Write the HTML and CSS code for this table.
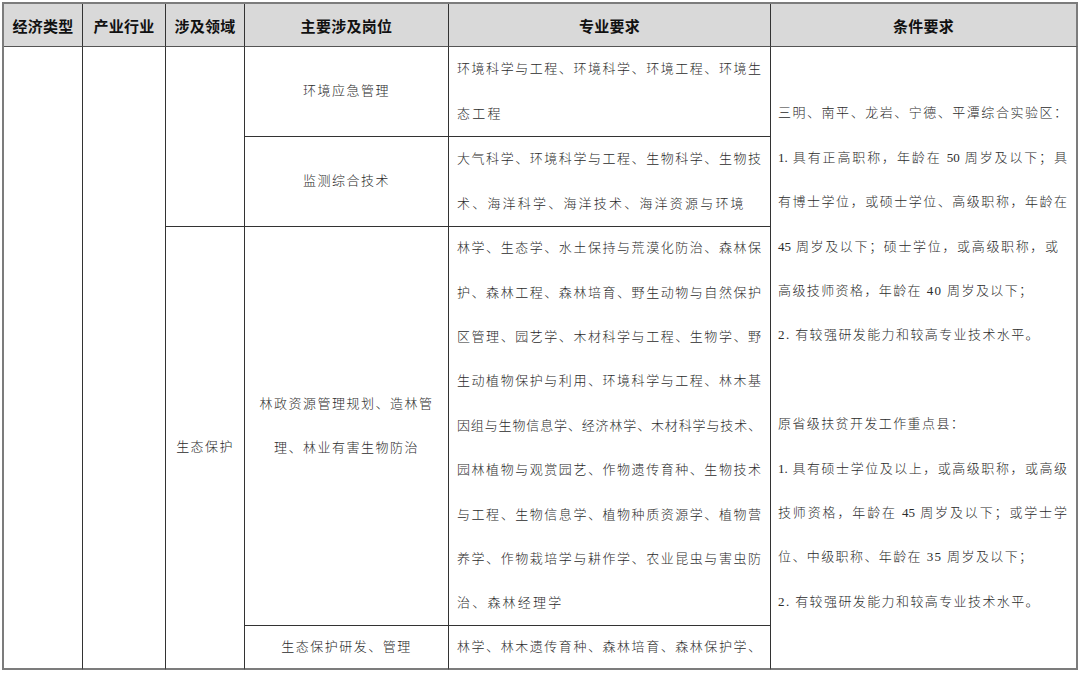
FILE: index.html
```html
<!DOCTYPE html>
<html lang="zh-CN">
<head>
<meta charset="utf-8">
<title>岗位需求表</title>
<link rel="stylesheet" href="styles.css">
</head>
<body>
<div class="sheet">
  <div class="hd h1">经济类型</div>
  <div class="hd h2">产业行业</div>
  <div class="hd h3">涉及领域</div>
  <div class="hd h4">主要涉及岗位</div>
  <div class="hd h5">专业要求</div>
  <div class="hd h6 end">条件要求</div>

  <div class="cell type foot"></div>
  <div class="cell industry foot"></div>
  <div class="cell field-a"></div>
  <div class="cell field-b foot"><span>生态保护</span></div>

  <div class="cell pos r1"><span class="ln">环境应急管理</span></div>
  <div class="cell pos r2"><span class="ln">监测综合技术</span></div>
  <div class="cell pos r3"><span class="ln">林政资源管理规划、造林管</span><span class="ln">理、林业有害生物防治</span></div>
  <div class="cell pos r4 foot"><span class="ln">生态保护研发、管理</span></div>

  <div class="cell major r1">
    <span class="ln j">环境科学与工程、环境科学、环境工程、环境生</span>
    <span class="ln">态工程</span>
  </div>
  <div class="cell major r2">
    <span class="ln j">大气科学、环境科学与工程、生物科学、生物技</span>
    <span class="ln">术、海洋科学、海洋技术、海洋资源与环境</span>
  </div>
  <div class="cell major r3">
    <span class="ln j">林学、生态学、水土保持与荒漠化防治、森林保</span>
    <span class="ln j">护、森林工程、森林培育、野生动物与自然保护</span>
    <span class="ln j">区管理、园艺学、木材科学与工程、生物学、野</span>
    <span class="ln j">生动植物保护与利用、环境科学与工程、林木基</span>
    <span class="ln j">因组与生物信息学、经济林学、木材科学与技术、</span>
    <span class="ln j">园林植物与观赏园艺、作物遗传育种、生物技术</span>
    <span class="ln j">与工程、生物信息学、植物种质资源学、植物营</span>
    <span class="ln j">养学、作物栽培学与耕作学、农业昆虫与害虫防</span>
    <span class="ln">治、森林经理学</span>
  </div>
  <div class="cell major r4 foot">
    <span class="ln j">林学、林木遗传育种、森林培育、森林保护学、</span>
  </div>

  <div class="cell cond end foot">
    <span class="ln j">三明、南平、龙岩、宁德、平潭综合实验区：</span>
    <span class="ln j">1. 具有正高职称，年龄在 50 周岁及以下；具</span>
    <span class="ln j">有博士学位，或硕士学位、高级职称，年龄在</span>
    <span class="ln j short">45 周岁及以下；硕士学位，或高级职称，或</span>
    <span class="ln">高级技师资格，年龄在 40 周岁及以下；</span>
    <span class="ln">2. 有较强研发能力和较高专业技术水平。</span>
    <span class="ln gap"></span>
    <span class="ln">原省级扶贫开发工作重点县：</span>
    <span class="ln j">1. 具有硕士学位及以上，或高级职称，或高级</span>
    <span class="ln j">技师资格，年龄在 45 周岁及以下；或学士学</span>
    <span class="ln">位、中级职称、年龄在 35 周岁及以下；</span>
    <span class="ln">2. 有较强研发能力和较高专业技术水平。</span>
  </div>
</div>
</body>
</html>
```

FILE: styles.css
```css
html, body {
  margin: 0;
  padding: 0;
  background: #ffffff;
}

body {
  font-family: "Liberation Serif", "Noto Sans CJK SC", serif;
  color: #2b2b2b;
}

.sheet {
  display: grid;
  grid-template-columns: 79px 83px 79px 204px 322px 307px;
  grid-template-rows: 43px 90px 90px 399px 44px;
  width: max-content;
  margin: 2px 0 0 2px;
  border-top: 2px solid #7c7c7c;
  border-left: 2px solid #7c7c7c;
}

.hd,
.cell {
  box-sizing: border-box;
  border-right: 1px solid #333333;
  border-bottom: 1px solid #333333;
}

.end {
  border-right: 2px solid #7c7c7c;
}

.foot {
  border-bottom: 2px solid #7c7c7c;
}

/* header */
.hd {
  grid-row: 1;
  display: flex;
  align-items: center;
  justify-content: center;
  background: #d9d9d9;
  font-family: "Noto Sans CJK SC", sans-serif;
  font-weight: 700;
  font-size: 15px;
  letter-spacing: 0.3px;
  color: #111111;
  border-bottom-color: #555555;
}
.h1 { grid-column: 1; }
.h2 { grid-column: 2; }
.h3 { grid-column: 3; }
.h4 { grid-column: 4; }
.h5 { grid-column: 5; }
.h6 { grid-column: 6; }

/* body cells */
.cell {
  font-size: 13px;
  font-weight: 300;
  line-height: 44.4px;
}

.type { grid-column: 1; grid-row: 2 / 6; }
.industry { grid-column: 2; grid-row: 2 / 6; }
.field-a { grid-column: 3; grid-row: 2 / 4; }
.field-b {
  grid-column: 3;
  grid-row: 4 / 6;
  display: flex;
  align-items: center;
  justify-content: center;
  letter-spacing: 1.4px;
}

.r1 { grid-row: 2; }
.r2 { grid-row: 3; }
.r3 { grid-row: 4; }
.r4 { grid-row: 5; }

.ln {
  display: block;
}

.pos {
  grid-column: 4;
  display: flex;
  flex-direction: column;
  justify-content: center;
  text-align: center;
  letter-spacing: 1.5px;
}

.major {
  grid-column: 5;
  display: flex;
  flex-direction: column;
  justify-content: center;
  padding: 0 9px 0 8px;
  letter-spacing: 2.2px;
}

.cond {
  grid-column: 6;
  grid-row: 2 / 6;
  padding: 44.4px 9px 0 7px;
  letter-spacing: 1.4px;
}

.j {
  letter-spacing: 0;
  text-align: justify;
  text-align-last: justify;
}

.cond .short {
  margin-right: 9px;
}

.gap {
  height: 44.4px;
}
```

-*-*-

### WHAT YOU ARE ASKED TO DO
Except for the pictures, copy the material above exactly.

### EXERCISE OUTPUT
Write the HTML and CSS code for this table.
FILE: index.html
```html
<!DOCTYPE html>
<html lang="zh-CN">
<head>
<meta charset="utf-8">
<title>岗位需求表</title>
<link rel="stylesheet" href="styles.css">
</head>
<body>
<div class="sheet">
  <div class="hd h1">经济类型</div>
  <div class="hd h2">产业行业</div>
  <div class="hd h3">涉及领域</div>
  <div class="hd h4">主要涉及岗位</div>
  <div class="hd h5">专业要求</div>
  <div class="hd h6 end">条件要求</div>

  <div class="cell type foot"></div>
  <div class="cell industry foot"></div>
  <div class="cell field-a"></div>
  <div class="cell field-b foot"><span>生态保护</span></div>

  <div class="cell pos r1"><span class="ln">环境应急管理</span></div>
  <div class="cell pos r2"><span class="ln">监测综合技术</span></div>
  <div class="cell pos r3"><span class="ln">林政资源管理规划、造林管</span><span class="ln">理、林业有害生物防治</span></div>
  <div class="cell pos r4 foot"><span class="ln">生态保护研发、管理</span></div>

  <div class="cell major r1">
    <span class="ln j">环境科学与工程、环境科学、环境工程、环境生</span>
    <span class="ln">态工程</span>
  </div>
  <div class="cell major r2">
    <span class="ln j">大气科学、环境科学与工程、生物科学、生物技</span>
    <span class="ln">术、海洋科学、海洋技术、海洋资源与环境</span>
  </div>
  <div class="cell major r3">
    <span class="ln j">林学、生态学、水土保持与荒漠化防治、森林保</span>
    <span class="ln j">护、森林工程、森林培育、野生动物与自然保护</span>
    <span class="ln j">区管理、园艺学、木材科学与工程、生物学、野</span>
    <span class="ln j">生动植物保护与利用、环境科学与工程、林木基</span>
    <span class="ln j">因组与生物信息学、经济林学、木材科学与技术、</span>
    <span class="ln j">园林植物与观赏园艺、作物遗传育种、生物技术</span>
    <span class="ln j">与工程、生物信息学、植物种质资源学、植物营</span>
    <span class="ln j">养学、作物栽培学与耕作学、农业昆虫与害虫防</span>
    <span class="ln">治、森林经理学</span>
  </div>
  <div class="cell major r4 foot">
    <span class="ln j">林学、林木遗传育种、森林培育、森林保护学、</span>
  </div>

  <div class="cell cond end foot">
    <span class="ln j">三明、南平、龙岩、宁德、平潭综合实验区：</span>
    <span class="ln j">1. 具有正高职称，年龄在 50 周岁及以下；具</span>
    <span class="ln j">有博士学位，或硕士学位、高级职称，年龄在</span>
    <span class="ln j short">45 周岁及以下；硕士学位，或高级职称，或</span>
    <span class="ln">高级技师资格，年龄在 40 周岁及以下；</span>
    <span class="ln">2. 有较强研发能力和较高专业技术水平。</span>
    <span class="ln gap"></span>
    <span class="ln">原省级扶贫开发工作重点县：</span>
    <span class="ln j">1. 具有硕士学位及以上，或高级职称，或高级</span>
    <span class="ln j">技师资格，年龄在 45 周岁及以下；或学士学</span>
    <span class="ln">位、中级职称、年龄在 35 周岁及以下；</span>
    <span class="ln">2. 有较强研发能力和较高专业技术水平。</span>
  </div>
</div>
</body>
</html>
```

FILE: styles.css
```css
html, body {
  margin: 0;
  padding: 0;
  background: #ffffff;
}

body {
  font-family: "Liberation Serif", "Noto Sans CJK SC", serif;
  color: #2b2b2b;
}

.sheet {
  display: grid;
  grid-template-columns: 79px 83px 79px 204px 322px 307px;
  grid-template-rows: 43px 90px 90px 399px 44px;
  width: max-content;
  margin: 2px 0 0 2px;
  border-top: 2px solid #7c7c7c;
  border-left: 2px solid #7c7c7c;
}

.hd,
.cell {
  box-sizing: border-box;
  border-right: 1px solid #333333;
  border-bottom: 1px solid #333333;
}

.end {
  border-right: 2px solid #7c7c7c;
}

.foot {
  border-bottom: 2px solid #7c7c7c;
}

/* header */
.hd {
  grid-row: 1;
  display: flex;
  align-items: center;
  justify-content: center;
  background: #d9d9d9;
  font-family: "Noto Sans CJK SC", sans-serif;
  font-weight: 700;
  font-size: 15px;
  letter-spacing: 0.3px;
  color: #111111;
  border-bottom-color: #555555;
}
.h1 { grid-column: 1; }
.h2 { grid-column: 2; }
.h3 { grid-column: 3; }
.h4 { grid-column: 4; }
.h5 { grid-column: 5; }
.h6 { grid-column: 6; }

/* body cells */
.cell {
  font-size: 13px;
  font-weight: 300;
  line-height: 44.4px;
}

.type { grid-column: 1; grid-row: 2 / 6; }
.industry { grid-column: 2; grid-row: 2 / 6; }
.field-a { grid-column: 3; grid-row: 2 / 4; }
.field-b {
  grid-column: 3;
  grid-row: 4 / 6;
  display: flex;
  align-items: center;
  justify-content: center;
  letter-spacing: 1.4px;
}

.r1 { grid-row: 2; }
.r2 { grid-row: 3; }
.r3 { grid-row: 4; }
.r4 { grid-row: 5; }

.ln {
  display: block;
}

.pos {
  grid-column: 4;
  display: flex;
  flex-direction: column;
  justify-content: center;
  text-align: center;
  letter-spacing: 1.5px;
}

.major {
  grid-column: 5;
  display: flex;
  flex-direction: column;
  justify-content: center;
  padding: 0 9px 0 8px;
  letter-spacing: 2.2px;
}

.cond {
  grid-column: 6;
  grid-row: 2 / 6;
  padding: 44.4px 9px 0 7px;
  letter-spacing: 1.4px;
}

.j {
  letter-spacing: 0;
  text-align: justify;
  text-align-last: justify;
}

.cond .short {
  margin-right: 9px;
}

.gap {
  height: 44.4px;
}
```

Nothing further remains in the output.